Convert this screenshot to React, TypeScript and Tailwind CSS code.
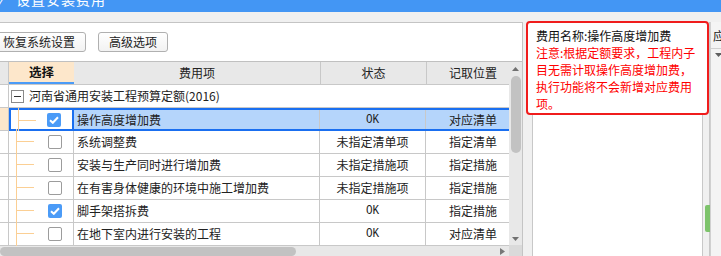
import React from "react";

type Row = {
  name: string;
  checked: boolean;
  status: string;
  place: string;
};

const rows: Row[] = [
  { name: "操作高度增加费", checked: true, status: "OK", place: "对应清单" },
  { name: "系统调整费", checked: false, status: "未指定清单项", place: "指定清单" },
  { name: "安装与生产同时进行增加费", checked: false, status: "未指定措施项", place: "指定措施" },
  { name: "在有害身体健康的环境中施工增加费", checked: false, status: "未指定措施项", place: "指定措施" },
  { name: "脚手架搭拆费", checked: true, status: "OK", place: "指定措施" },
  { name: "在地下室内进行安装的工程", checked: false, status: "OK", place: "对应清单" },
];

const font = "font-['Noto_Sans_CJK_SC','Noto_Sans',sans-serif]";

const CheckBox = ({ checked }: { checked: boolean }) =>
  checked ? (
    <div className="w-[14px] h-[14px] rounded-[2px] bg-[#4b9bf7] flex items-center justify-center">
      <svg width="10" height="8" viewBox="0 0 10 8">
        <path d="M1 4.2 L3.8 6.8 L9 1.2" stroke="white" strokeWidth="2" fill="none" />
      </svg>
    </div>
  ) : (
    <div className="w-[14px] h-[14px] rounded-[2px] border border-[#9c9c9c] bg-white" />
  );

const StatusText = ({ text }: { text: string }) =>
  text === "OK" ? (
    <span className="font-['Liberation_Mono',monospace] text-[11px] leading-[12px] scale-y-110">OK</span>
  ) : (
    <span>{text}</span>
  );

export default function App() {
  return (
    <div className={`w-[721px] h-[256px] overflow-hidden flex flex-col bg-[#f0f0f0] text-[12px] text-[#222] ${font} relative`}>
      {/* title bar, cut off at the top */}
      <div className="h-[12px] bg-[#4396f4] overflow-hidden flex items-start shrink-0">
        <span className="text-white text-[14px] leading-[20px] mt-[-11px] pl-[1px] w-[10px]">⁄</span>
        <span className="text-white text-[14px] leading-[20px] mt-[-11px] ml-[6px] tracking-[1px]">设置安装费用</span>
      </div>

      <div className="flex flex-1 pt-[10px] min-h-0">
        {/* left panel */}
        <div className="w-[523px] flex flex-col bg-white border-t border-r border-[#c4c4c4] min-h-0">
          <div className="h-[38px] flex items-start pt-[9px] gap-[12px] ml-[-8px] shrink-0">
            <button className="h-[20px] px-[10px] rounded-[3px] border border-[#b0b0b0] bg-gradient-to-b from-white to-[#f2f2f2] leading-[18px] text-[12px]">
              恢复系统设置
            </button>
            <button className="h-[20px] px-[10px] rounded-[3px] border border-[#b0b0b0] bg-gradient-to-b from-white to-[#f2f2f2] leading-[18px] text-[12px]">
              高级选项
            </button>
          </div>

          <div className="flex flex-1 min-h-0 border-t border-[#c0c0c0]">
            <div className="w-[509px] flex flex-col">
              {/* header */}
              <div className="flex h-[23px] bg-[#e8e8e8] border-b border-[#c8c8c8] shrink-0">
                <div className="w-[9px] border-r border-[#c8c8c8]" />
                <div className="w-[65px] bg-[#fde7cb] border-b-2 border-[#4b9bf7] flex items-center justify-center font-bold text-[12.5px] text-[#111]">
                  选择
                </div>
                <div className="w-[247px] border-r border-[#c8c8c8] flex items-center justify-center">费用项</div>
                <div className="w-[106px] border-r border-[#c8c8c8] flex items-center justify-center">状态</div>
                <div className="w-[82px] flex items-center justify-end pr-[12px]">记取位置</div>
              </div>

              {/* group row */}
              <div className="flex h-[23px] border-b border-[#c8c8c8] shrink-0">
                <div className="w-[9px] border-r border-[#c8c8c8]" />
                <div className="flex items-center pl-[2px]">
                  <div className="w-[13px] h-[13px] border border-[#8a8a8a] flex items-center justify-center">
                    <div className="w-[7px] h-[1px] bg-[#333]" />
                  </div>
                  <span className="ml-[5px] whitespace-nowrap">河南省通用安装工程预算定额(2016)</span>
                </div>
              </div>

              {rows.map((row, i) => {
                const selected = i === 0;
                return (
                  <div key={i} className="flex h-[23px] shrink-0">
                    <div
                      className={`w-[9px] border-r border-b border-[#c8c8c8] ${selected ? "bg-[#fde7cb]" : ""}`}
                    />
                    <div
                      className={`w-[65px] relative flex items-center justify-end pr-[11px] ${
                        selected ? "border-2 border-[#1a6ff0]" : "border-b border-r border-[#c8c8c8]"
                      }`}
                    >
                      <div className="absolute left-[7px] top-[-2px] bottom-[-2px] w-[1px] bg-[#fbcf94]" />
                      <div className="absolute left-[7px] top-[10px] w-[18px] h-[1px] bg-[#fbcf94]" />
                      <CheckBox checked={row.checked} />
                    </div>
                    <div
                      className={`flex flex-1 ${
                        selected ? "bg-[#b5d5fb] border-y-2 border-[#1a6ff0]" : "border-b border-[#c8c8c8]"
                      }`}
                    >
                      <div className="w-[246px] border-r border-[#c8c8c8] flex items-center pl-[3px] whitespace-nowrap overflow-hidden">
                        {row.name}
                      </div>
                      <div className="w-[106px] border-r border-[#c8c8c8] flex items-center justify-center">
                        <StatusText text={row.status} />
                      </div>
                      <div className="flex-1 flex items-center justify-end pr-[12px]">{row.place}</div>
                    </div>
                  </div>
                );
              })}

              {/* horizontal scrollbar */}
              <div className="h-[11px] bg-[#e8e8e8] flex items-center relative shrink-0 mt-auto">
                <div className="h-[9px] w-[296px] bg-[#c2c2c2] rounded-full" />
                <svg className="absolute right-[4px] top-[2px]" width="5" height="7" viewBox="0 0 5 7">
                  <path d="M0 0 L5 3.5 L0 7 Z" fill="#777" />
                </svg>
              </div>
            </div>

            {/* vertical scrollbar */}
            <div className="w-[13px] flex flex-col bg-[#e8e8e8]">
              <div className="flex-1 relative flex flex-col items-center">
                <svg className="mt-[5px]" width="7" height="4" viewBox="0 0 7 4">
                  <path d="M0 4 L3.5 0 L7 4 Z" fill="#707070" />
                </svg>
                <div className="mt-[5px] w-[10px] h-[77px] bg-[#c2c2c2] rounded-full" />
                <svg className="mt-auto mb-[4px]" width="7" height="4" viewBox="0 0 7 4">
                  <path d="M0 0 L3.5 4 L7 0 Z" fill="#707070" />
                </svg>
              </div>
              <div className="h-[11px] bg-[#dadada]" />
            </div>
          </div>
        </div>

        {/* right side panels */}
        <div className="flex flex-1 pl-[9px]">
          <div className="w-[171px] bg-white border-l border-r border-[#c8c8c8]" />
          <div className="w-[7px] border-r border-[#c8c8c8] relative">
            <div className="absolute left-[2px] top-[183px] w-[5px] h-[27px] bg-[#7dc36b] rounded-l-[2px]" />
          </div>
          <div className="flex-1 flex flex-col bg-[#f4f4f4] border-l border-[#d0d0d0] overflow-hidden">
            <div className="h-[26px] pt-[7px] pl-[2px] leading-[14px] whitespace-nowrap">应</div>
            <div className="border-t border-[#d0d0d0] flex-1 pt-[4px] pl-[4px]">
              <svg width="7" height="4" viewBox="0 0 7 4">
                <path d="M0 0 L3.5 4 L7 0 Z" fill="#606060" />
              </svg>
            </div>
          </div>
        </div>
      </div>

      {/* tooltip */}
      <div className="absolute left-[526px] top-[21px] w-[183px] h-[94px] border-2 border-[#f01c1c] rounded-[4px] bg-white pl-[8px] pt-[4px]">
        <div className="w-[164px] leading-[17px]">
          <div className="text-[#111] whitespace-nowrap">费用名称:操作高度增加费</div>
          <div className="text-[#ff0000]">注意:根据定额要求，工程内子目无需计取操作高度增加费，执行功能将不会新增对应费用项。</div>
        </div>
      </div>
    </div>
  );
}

◆ What the exercise asks:
Pull out all lines in the data above that include "React".

◆ Task answer:
Convert this screenshot to React, TypeScript and Tailwind CSS code.
import React from "react";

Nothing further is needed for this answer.